This code was compiled using gcc and was written and tested in ubuntu.
struct node {
void* value; // literal values can't be passed in here, only address can be passed
struct node* next; // poninter to the next node
};
typedef struct {
size_t size; // size of the linked list
struct node* head; // head node of the list, always points to the first element in the list
} link_list;
void link_list_add(link_list * list, struct node * ele) {
// if size is zero, simply add the node to the list
if(list->size==0) {
list->head = ele;
ele->next = NULL;
}
else {
// add the new node to the front of the list and make in point towards what is being pointed by the list head
ele->next = list->head;
list->head = ele;
}
list->size++;
}
// does the same thing as the previous method, the only difference being that it takes the address of the element that needs to add and makes the wrapper node struct for it.
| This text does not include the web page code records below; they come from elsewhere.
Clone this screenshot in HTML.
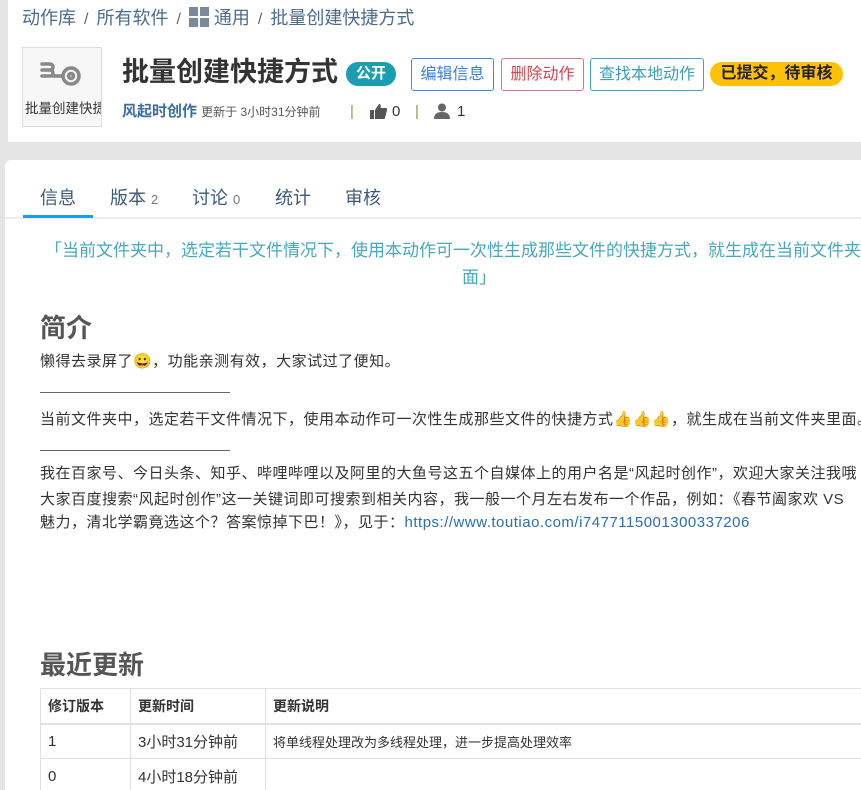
<!DOCTYPE html>
<html><head><meta charset="utf-8"><style>
*{margin:0;padding:0;box-sizing:border-box}
html,body{width:861px;height:790px;overflow:hidden}
body{background:#e4e4e4;font-family:"Liberation Sans","Noto Sans CJK SC",sans-serif;position:relative;color:#333}
.abs{position:absolute;white-space:nowrap}
.hdr{position:absolute;left:8px;top:0;width:853px;height:142px;background:#fff}
.card{position:absolute;left:5px;top:160px;width:856px;height:630px;background:#fff;border-radius:6px 0 0 0}
.bc{left:22px;top:6px;font-size:18px;color:#4d6b8c;line-height:24px}
.bc .s{color:#666;margin:0 8px;font-size:16px}
.logo{left:22px;top:47px;width:80px;height:80px;background:#f7f7f7;border:1px solid #ddd;overflow:hidden}
.title{left:122px;top:55px;font-size:27px;font-weight:bold;color:#333;line-height:34px}
.badge{left:346px;top:62px;width:50px;height:24px;border-radius:12px;background:#1a9fb0;color:#fff;font-weight:bold;font-size:15px;text-align:center;line-height:24px}
.btn{top:58px;height:33px;border:1px solid;border-radius:3px;font-size:16px;text-align:center;line-height:31px;background:#fff}
.pill{left:710px;top:62px;width:133px;height:24px;border-radius:12px;background:#ffc107;color:#222;font-weight:bold;font-size:16px;text-align:center;line-height:24px}
.tab{top:186px;font-size:18px;color:#3d5a7a;line-height:24px}
.tab small{font-size:13px;color:#777}
.q{font-size:17px;color:#45a8bd;line-height:27px}
.h2{left:40px;font-size:26px;font-weight:bold;color:#555}
.p{left:40px;font-size:15px;color:#333;line-height:24px;letter-spacing:0.5px}
.hr{left:40px;width:190px;height:1px;background:#666}
table{position:absolute;left:40px;top:688px;border-collapse:collapse;font-size:14px;width:880px}
td,th{border:1px solid #dee2e6;height:35px;padding:0 7px;text-align:left;white-space:nowrap}
th{font-weight:bold;border-bottom:2px solid #dee2e6}
</style></head><body>
<div class="hdr"></div>
<div class="abs bc">动作库<span class="s">/</span>所有软件<span class="s">/</span><svg width="20" height="20" viewBox="0 0 20 20" style="vertical-align:-3px;margin-right:5px"><rect x="0" y="0" width="9" height="9" fill="#7a8a9a"/><rect x="11" y="0" width="9" height="9" fill="#7a8a9a"/><rect x="0" y="11" width="9" height="9" fill="#7a8a9a"/><rect x="11" y="11" width="9" height="9" fill="#7a8a9a"/></svg>通用<span class="s">/</span>批量创建快捷方式</div>
<div class="abs logo"><svg width="80" height="50" viewBox="0 0 80 50"><g fill="none" stroke="#888" stroke-width="3.5" stroke-linecap="round"><path d="M19 16h8a3 3 0 0 1 0 6h-8M19 22h8a3 3 0 0 1 0 6h-8"/><circle cx="48" cy="28" r="8"/><circle cx="48" cy="28" r="2.5"/><path d="M30 28h10"/></g></svg><div style="position:absolute;top:49px;left:2px;font-size:13.5px;color:#333;white-space:nowrap">批量创建快捷</div></div>
<div class="abs title">批量创建快捷方式</div>
<div class="abs badge">公开</div>
<div class="abs btn" style="left:411px;width:83px;border-color:#3b8cf0;color:#3b7fe0">编辑信息</div>
<div class="abs btn" style="left:501px;width:83px;border-color:#e0707a;color:#d9434f">删除动作</div>
<div class="abs btn" style="left:590px;width:114px;border-color:#3aa8bd;color:#3a9fb3">查找本地动作</div>
<div class="abs pill">已提交，待审核</div>
<div class="abs" style="left:122px;top:102px;font-size:15px;font-weight:bold;color:#3a6ea5;line-height:20px">风起时创作 <span style="font-size:12px;font-weight:normal;color:#555">更新于 3小时31分钟前</span></div>
<div class="abs" style="left:350px;top:102px;font-size:15px;color:#b08850;line-height:20px">|</div>
<svg class="abs" style="left:370px;top:104px" width="17" height="15" viewBox="0 0 17 15"><rect x="0" y="6" width="4" height="9" fill="#555"/><path d="M5 6l4-6c2 0 2 2 1.5 4H16c1 0 1 1 1 2l-2 8c0 1-1 1-2 1H5z" fill="#555"/></svg>
<div class="abs" style="left:392px;top:102px;font-size:15px;color:#333;line-height:20px">0</div>
<div class="abs" style="left:415px;top:102px;font-size:15px;color:#b08850;line-height:20px">|</div>
<svg class="abs" style="left:434px;top:103px" width="16" height="16" viewBox="0 0 16 16"><circle cx="8" cy="4.5" r="4" fill="#666"/><path d="M0 16c0-5 3-7 8-7s8 2 8 7z" fill="#666"/></svg>
<div class="abs" style="left:457px;top:102px;font-size:15px;color:#333;line-height:20px">1</div>
<div class="card"></div>
<div class="abs tab" style="left:40px">信息</div>
<div class="abs tab" style="left:110px">版本 <small>2</small></div>
<div class="abs tab" style="left:192px">讨论 <small>0</small></div>
<div class="abs tab" style="left:275px">统计</div>
<div class="abs tab" style="left:345px">审核</div>
<div class="abs" style="left:5px;top:217px;width:856px;height:2px;background:#eee"></div>
<div class="abs" style="left:23px;top:215px;width:70px;height:3px;background:#1a9ff0"></div>
<div class="abs q" style="left:45px;top:237px">「当前文件夹中，选定若干文件情况下，使用本动作可一次性生成那些文件的快捷方式，就生成在当前文件夹里</div>
<div class="abs q" style="left:462px;top:264px">面」</div>
<div class="abs h2" style="top:308px">简介</div>
<div class="abs p" style="top:350px">懒得去录屏了😀，功能亲测有效，大家试过了便知。</div>
<div class="abs hr" style="top:392px"></div>
<div class="abs p" style="top:408px">当前文件夹中，选定若干文件情况下，使用本动作可一次性生成那些文件的快捷方式👍👍👍，就生成在当前文件夹里面。</div>
<div class="abs hr" style="top:450px"></div>
<div class="abs p" style="top:462px">我在百家号、今日头条、知乎、哔哩哔哩以及阿里的大鱼号这五个自媒体上的用户名是“风起时创作”，欢迎大家关注我哦</div>
<div class="abs p" style="top:488px">大家百度搜索“风起时创作”这一关键词即可搜索到相关内容，我一般一个月左右发布一个作品，例如：《春节阖家欢 VS</div>
<div class="abs p" style="top:511px">魅力，清北学霸竟选这个？答案惊掉下巴！》，见于：<span style="color:#2a6fb0">https://www.toutiao.com/i7477115001300337206</span></div>
<div class="abs h2" style="top:645px">最近更新</div>
<table>
<tr><th style="width:90px">修订版本</th><th style="width:135px">更新时间</th><th>更新说明</th></tr>
<tr><td style="font-size:15px">1</td><td style="font-size:15px">3小时31分钟前</td><td style="font-size:13px">将单线程处理改为多线程处理，进一步提高处理效率</td></tr>
<tr><td style="font-size:15px">0</td><td style="font-size:15px">4小时18分钟前</td><td></td></tr>
</table>
</body></html>
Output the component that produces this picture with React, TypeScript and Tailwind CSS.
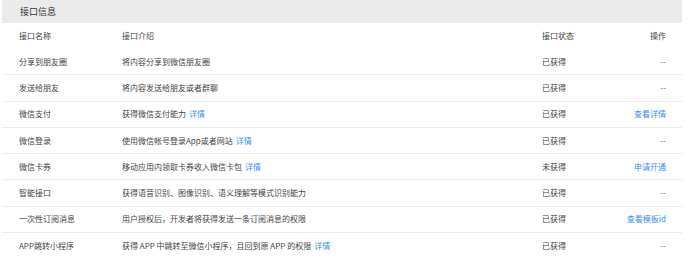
import React from 'react';

type Row = {
  name: string;
  intro: string;
  detail?: boolean;
  status: string;
  action?: string;
};

const rows: Row[] = [
  { name: '分享到朋友圈', intro: '将内容分享到微信朋友圈', status: '已获得' },
  { name: '发送给朋友', intro: '将内容发送给朋友或者群聊', status: '已获得' },
  { name: '微信支付', intro: '获得微信支付能力', detail: true, status: '已获得', action: '查看详情' },
  { name: '微信登录', intro: '使用微信帐号登录App或者网站', detail: true, status: '已获得' },
  { name: '微信卡券', intro: '移动应用内领取卡券收入微信卡包', detail: true, status: '未获得', action: '申请开通' },
  { name: '智能接口', intro: '获得语音识别、图像识别、语义理解等模式识别能力', status: '已获得' },
  { name: '一次性订阅消息', intro: '用户授权后，开发者将获得发送一条订阅消息的权限', status: '已获得', action: '查看模板id' },
  { name: 'APP跳转小程序', intro: '获得 APP 中跳转至微信小程序，且回到原 APP 的权限', detail: true, status: '已获得' },
];

function App() {
  return (
    <div className="w-[690px] h-[268px] bg-white px-[2px] text-[8px] text-[#444] font-['Noto_Sans_CJK_SC',sans-serif] overflow-hidden">
      {/* Title bar */}
      <div className="h-[23px] bg-[#ebebeb] flex items-center pl-[18px] text-[9px] text-[#333] w-[680px]">
        接口信息
      </div>

      <div className="w-[680px]">
        {/* Column header */}
        <div className="h-[26px] flex items-center pl-[17px] pr-[16px]">
          <div className="w-[103px]">接口名称</div>
          <div className="flex-1">接口介绍</div>
          <div className="w-[60px]">接口状态</div>
          <div className="w-[64px] text-right">操作</div>
        </div>

        {rows.map((row, i) => (
          <div
            key={i}
            className={`h-[26.3px] flex items-center pl-[17px] pr-[16px] ${i < rows.length - 1 ? 'border-b border-[#ececec]' : ''}`}
          >
            <div className="w-[103px]">{row.name}</div>
            <div className="flex-1">
              {row.intro}
              {row.detail && <span className="text-[#3b8ff5] ml-[3px]">详情</span>}
            </div>
            <div className="w-[60px]">{row.status}</div>
            <div className="w-[64px] text-right">
              {row.action ? <span className="text-[#3b8ff5]">{row.action}</span> : <span className="text-[#666]">--</span>}
            </div>
          </div>
        ))}
      </div>
    </div>
  );
}

export default App;
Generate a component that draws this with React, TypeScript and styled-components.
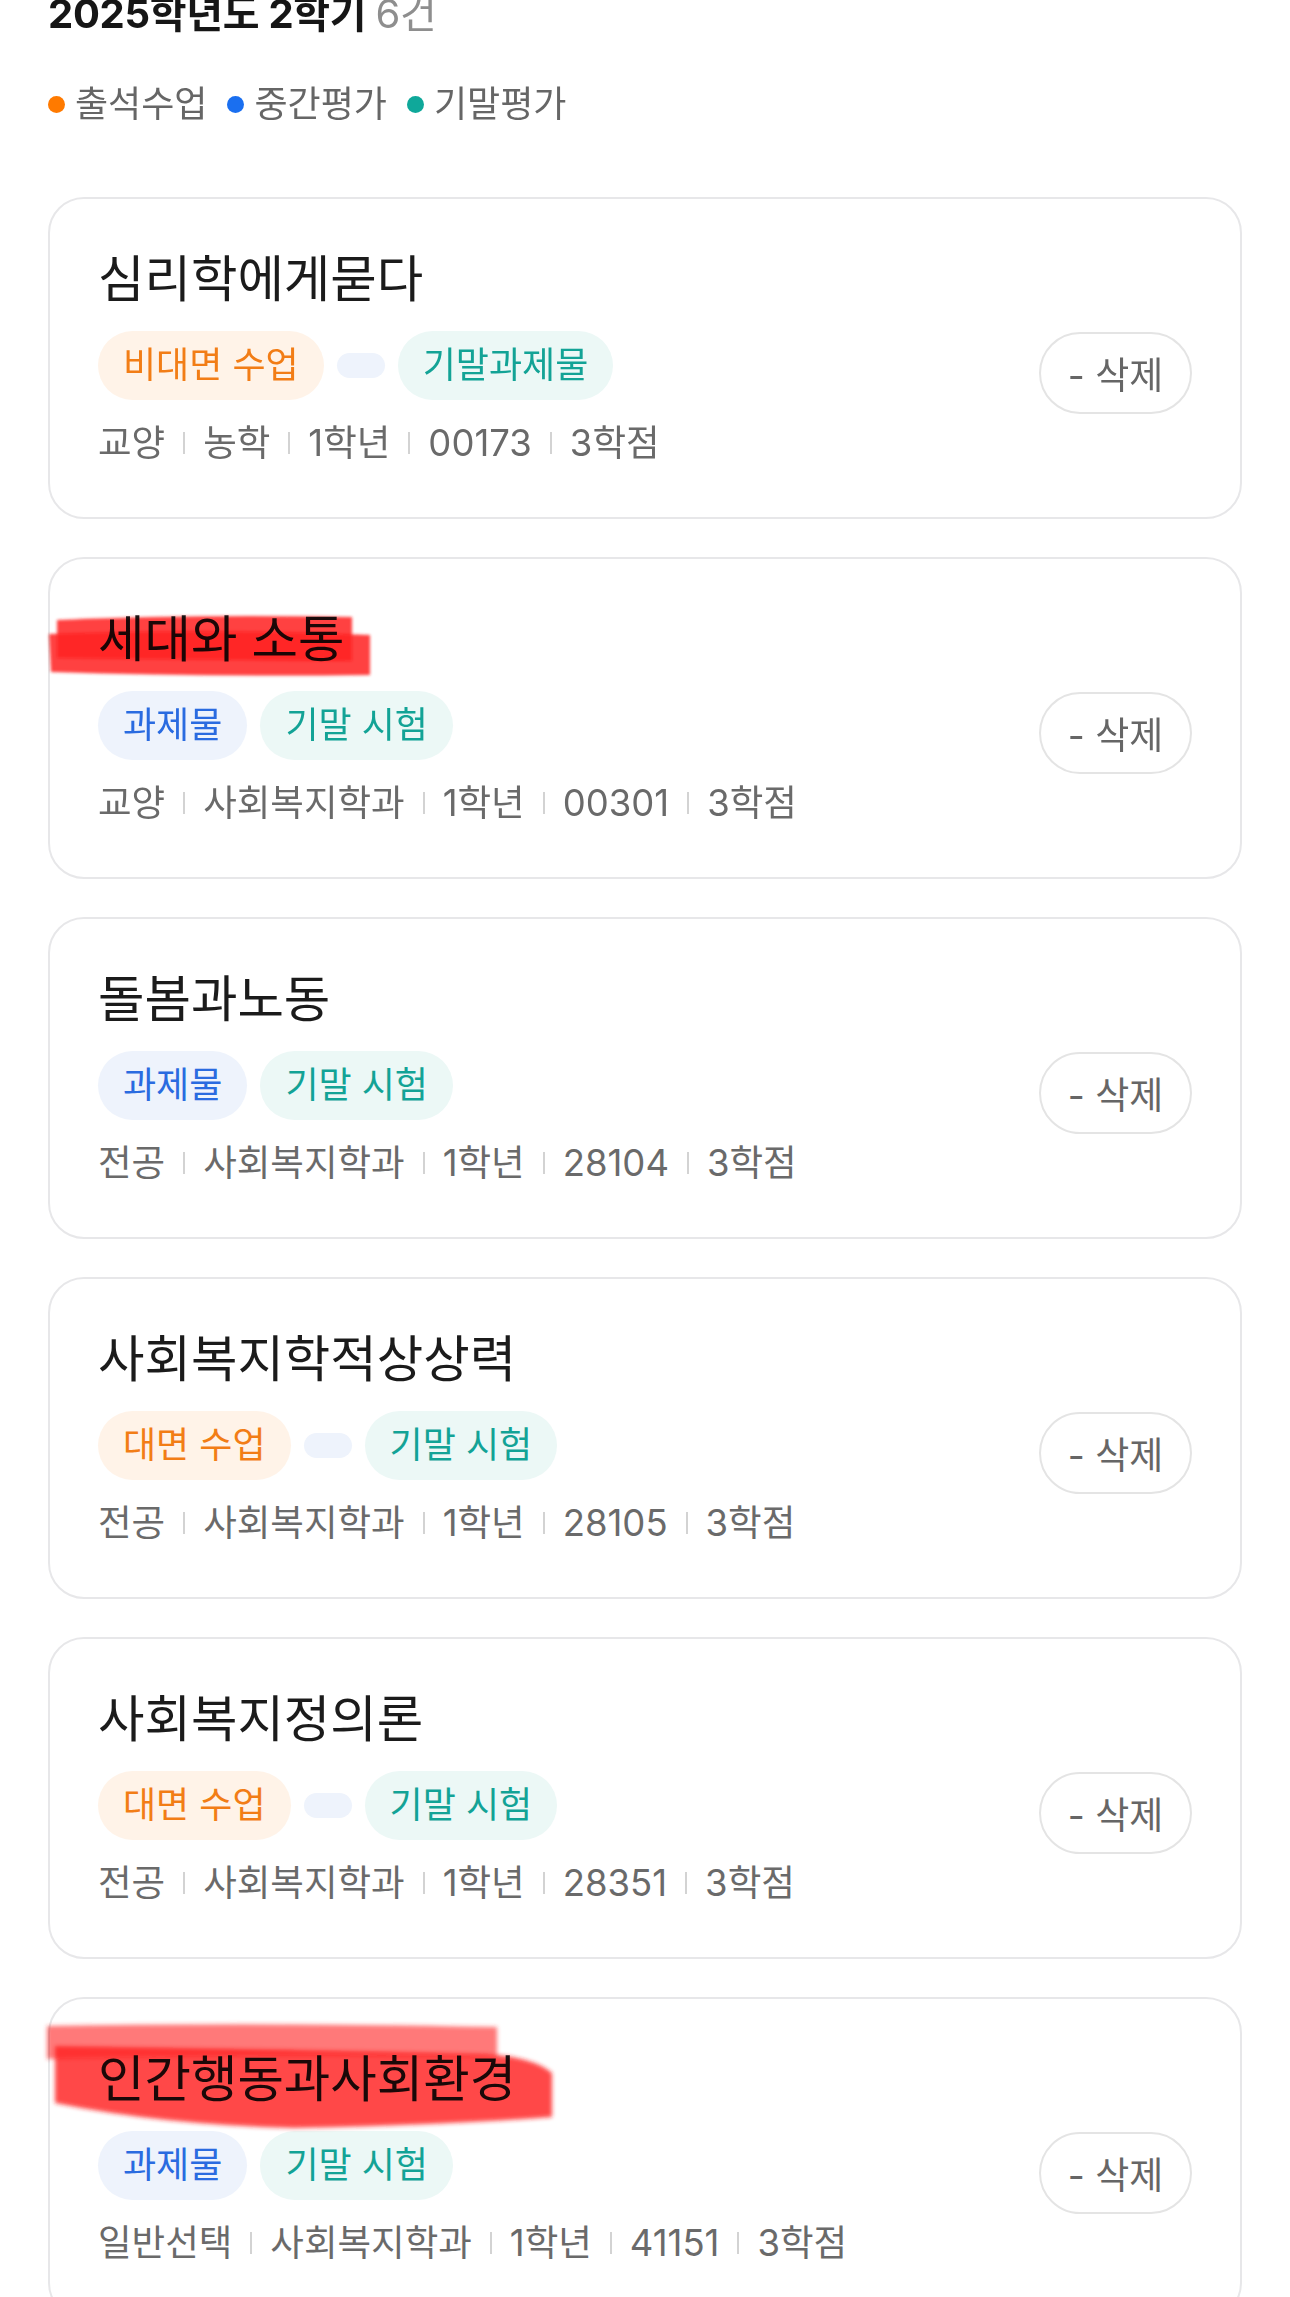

void link_list_add_ele(link_list * list, void * ele){
struct node eleNode = {ele, NULL}; // this gives the same address every single time.
link_list_add(list, eleNode);
}
This defines a local variable:
struct node eleNode = {ele, NULL}; // this gives the same address every single time.
It is allocated when the link_list_add_ele function is called and freed when the function returns. The next time you call the function, its memory might be reused.
What you're looking for is a dynamic memory allocation (like new in Java):
void link_list_add_ele(link_list * list, void * ele){
struct node *eleNode = malloc(sizeof(struct node));
eleNode->value = ele;
eleNode->next = 0;
link_list_add(list, eleNode);
}
But remember that such memory would also need to be explicitly freed by a call to free(), as C doesn't have a garbage collector.
Stack memory like struct node eleNode = {ele, NULL}; is no longer valid once the function returns. After the function returns the memory will be reused.
Anything simpler than basic type like a float, integer, or pointer that you want to return you need to use malloc to allocate heap memory. That memory will remain allocated until it is freed or the program exits.
It's a good idea to put your struct allocation and freeing into a function for DRY purposes and to isolate it from the rest of the code. While it's simple now, struct allocation is often complicated.
struct node *node_new {
return malloc(sizeof(struct node));
}
void link_list_add_ele(link_list * list, void * ele){
struct node *eleNode = node_new();
eleNode->value = ele;
eleNode->next = NULL;
link_list_add(list, eleNode);
}
And when you delete a node you must free the memory.
void node_free(struct node *node) {
free(node);
}
What you have been observing is right. The Linked List nodes should be allocated dynamically (i.e, using functions like malloc, calloc or realloc) if you want to use the Linked List beyond the scope of the function in which you have created it. You need to free the dynamically allocated memory once they are not needed. If you don't do that, then you will have memory leaks.
To test the code, I added 5 different integers and that struct I made inside the method got the same memory address during all the 5 additions.
It is because you have been allocating the node over Stack memory and hence, it has automatic storage class (Learn more about Storage Classes). The memory location allocated to that node will destroyed when you exit from your function link_list_add_ele. It is no longer valid once the wrapper function returns.
One more point:
You have been passing wrong parameters to link_list_add. The second parameter is a pointer but you have been passing it a value.
One important remark:
Try to understand various Warnings and Errors thrown by your compiler.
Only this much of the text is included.